Why does a `.then` callback following a `.catch` get executed?

Question

Problem: last 2 .then are getting called even while I am returning Promise.reject(). The 1st .then() is printing undefined and 2nd .then() is also printing the output.

Can someone please explain why?

let p4 = new Promise((resolve,reject)=>{
    resolve("p4 Resolved");
});

p4.then((val)=>{
    console.log(val);
    return Promise.reject("20 Rejected")
}).catch((error)=>{console.log(error)})
  .then((val)=>{console.log(val);return 290})
  .then((val)=>{console.log("Last then : "+val);});

Answer 1

catch also returns a promise and since you didn't return anything, it will be a promise that fulfills to undefined, therefore the first then prints undefined. Finally, the last then gets the value 290 from the previously returned promise by the first then and prints it.

Answer 2

.catch() returns a new pending Promise:

Returns a new Promise.

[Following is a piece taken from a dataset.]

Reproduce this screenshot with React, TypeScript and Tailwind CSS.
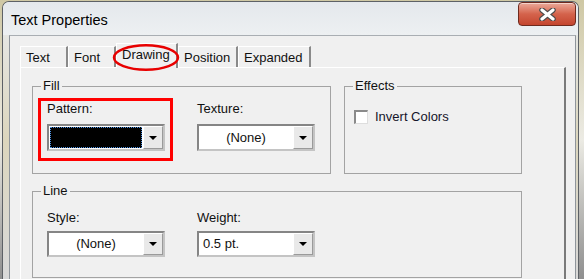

This new promise is always pending when returned, regardless of the current promise's status. It's eventually rejected if onRejected throws an error or returns a Promise which is itself rejected; otherwise, it's eventually fulfilled. — Promise#catch(), Return value | MDN

The first .then() returns a rejected promise, which as you expect, calls .catch(). However, since the callback passed to it as argument (error => { console.log(error) }) doesn't throw any errors, the new promise will be fulfilled and therefore it will call all the subsequent .then()s.